Souvenirs d'enfance
Notre vallée d’Aure est aussi sauvage que
mystérieuse. La difficulté de passer “de l’autre
côté” n’a fait au cours du temps qu’en
tisonner le désir. Je me souviens de ces longues périodes
où les vents dominants d’ouest remplissaient les montagnes
de pluies, de brumes et de tristesse. Puis tout d’un coup, passait à travers
la montagne un vent chaud, sec, lumineux, qui, avec un peu d’imagination,
sentait le jasmin et la pierre à feu. Alors, tout le monde avait
le regard tourné vers le sud, ce pays où semble-t-il,
il faisait toujours beau, et où, comme dans la chanson, la misère
devait être moins pénible à supporter.
J'ai passé mon enfance dans cette vallée. Je me souviens, certaines
nuits d’été, dans les années 45-50, alors que la
frontière était close, avoir attendu dans mon village jusqu’à une
heure avancée le passage d’une colonne de mules aragonaises non
ferrées qui avaient franchi Moudang et dont un étrange instinct
nous avait annoncé l’approche. Ces mules étaient chargées
de lourds ballots d’objets de contrebande, en route pour Toulouse par
des chemins obscurs. Les accompagnaient des hommes sombres, à la démarche élastique
et silencieuse dans leurs espadrilles catalanes qui me faisaient tellement envie.
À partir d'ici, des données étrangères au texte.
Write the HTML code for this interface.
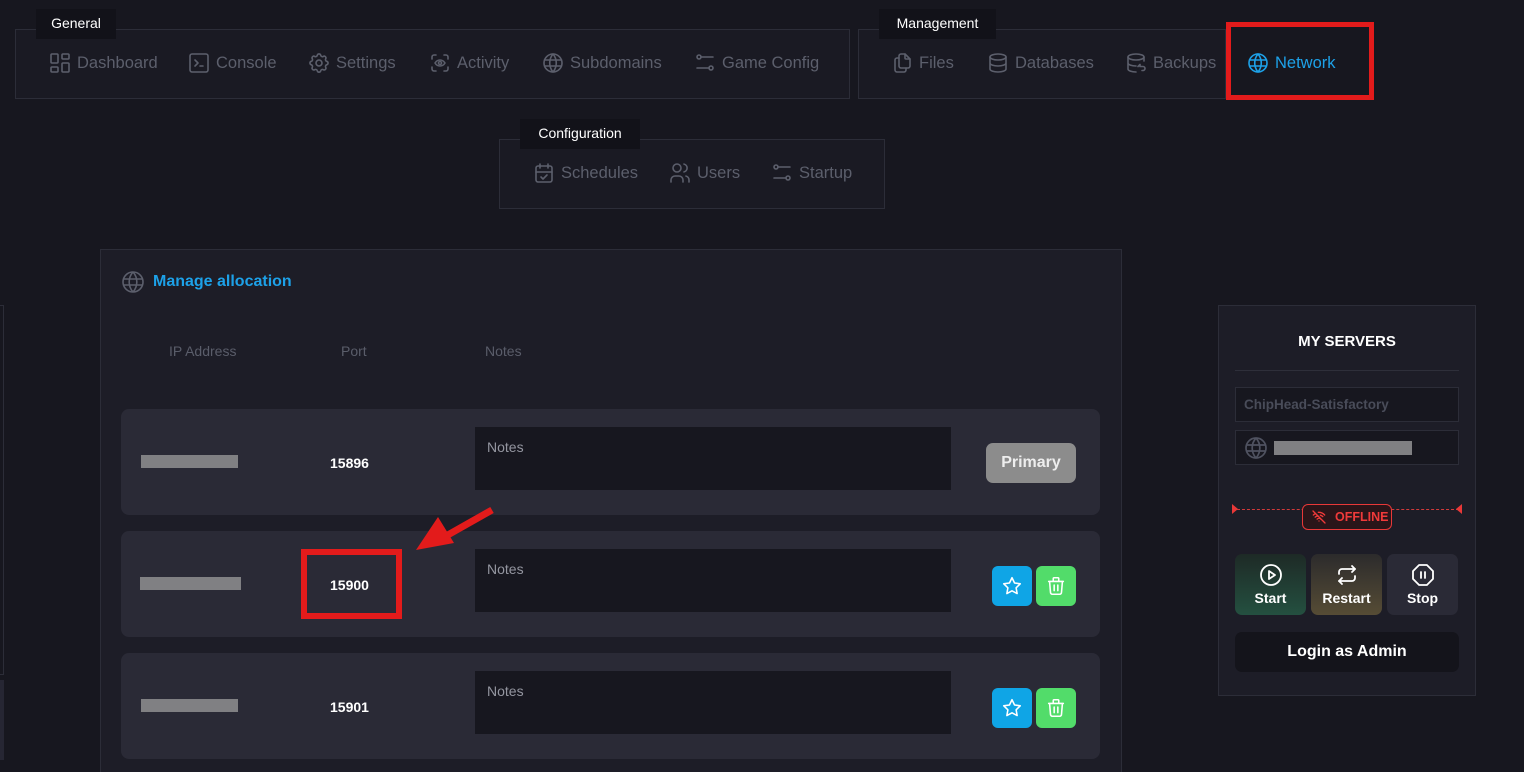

Ces hommes avaient une forte odeur et un air extrêmement farouche, étranger.
Et puis, il y avait tous ces récits de drames à la mesure de la
dureté de la frontière, des juifs assassinés dont on retrouvait
les squelettes, des “négociants” divers qui tentaient l’aventure
en des lieux trop difficiles pour occuper à temps pleins des escouades
de gabelous, et qui de temps à autres se faisaient saigner la nuit venue
comme le faisait un couple d’aubergistes de l’Hospice de Rioumajou
-sauf erreur dans les années trente.
Bref, il y avait alors toute une ambiance de mystère et de terreur sur
laquelle a prospéré le mythe de l’Espagne mystérieuse,
puis de Compostelle, en le banalisant à l’extrême.
Pour autant, la haute vallée d’Aure fut aussi un vrai passage pour
les vrais pèlerins de Saint Jacques, et sans doute Monsieur Saint Jacques
les assistât-ils sur les ponts qui tremblent et autres coupe-gorge puisque
beaucoup en revinrent. J’ai souvent vu dans des cimetières de villages
pratiquement désertés des tombes* sur lesquelles le temps avait
effacé les noms, mais pas les coquilles de Saint Jacques qui en constituaient
le plus bel ornement.
Le chemin d'Ourdissétou
Mais revenons au chemin dont parle votre article. Tout d’abord, je vous
félicite pour votre expédition réussie au port d’Ourdissétou
! Nul doute que vous vous en souviendrez longtemps.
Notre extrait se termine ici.